After a while you start to get a feel for the Creepy Biscuit Guy’s taste in kink, namely bondage and panties – there’s an entire corner under the stairs with nothing but panties on display, right next to the wall of Showa era nudes. But it’s not all rope and boobs here. There’s a treasure trove of old packaging and random antiques to appreciate. As you tiptoe through the narrow, orange-tiled walkways, you’re never sure what you’ll find around the next corner, and that’s why we found this place so interesting.

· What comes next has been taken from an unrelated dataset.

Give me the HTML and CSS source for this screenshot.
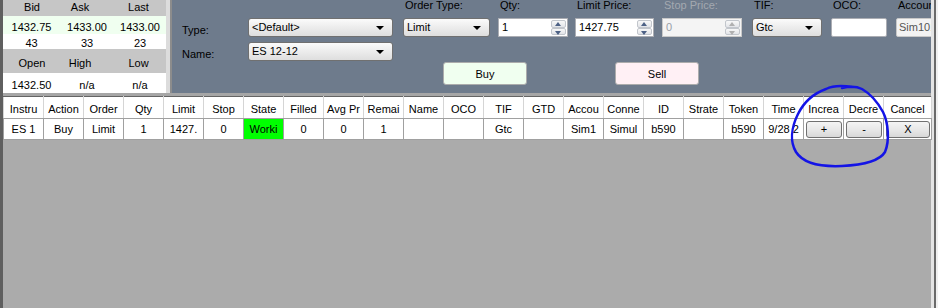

My favorite part is the room with the 50s decor, complete with red velvet cushioned lounge chairs and TVs with knobs and mechanical buttons. It brought back childhood memories of me at my nanny’s house, changing channels by pressing the hunky metal buttons and hearing a loud, satisfying click. The room also has a collection of vintage cameras, including the some early Olympus PEN models and a corner dedicated to Christmas collectibles. Also, another wall of classic pinup nudes. Duh.
Saka Kaikan is famous with the locals, but most visitors to Sapporo don’t know about it – there’s no website. Shiori found out about Saka Hall while browsing a Japanese blog that specializes in Hokkaido culture. So if you’d like a refreshing change from the usual tourist spots and see something really unique (and aren’t offended by boobs, lots of boobs), Saka Hall is the place for you.
“Don’t forget to pick up some goodies at the biscuit shop next to the museum on your way out. Those biscuits are famous for a reason!”
Nijyuyonken 3 Jou 7-3-22, Nishi ward, Sapporo
Nijyuyonken Station (Tozai line), take exit 4
011 632 5656
11.00am – 6.30pm weekdays
Open on random Saturdays – best to call beforehand. If someone picks up the phone, it’s probably open. To be sure, ask in Japanese: Kyou akimasuka (Are you open today?) If you hear hai, akimasu, you’re good to go.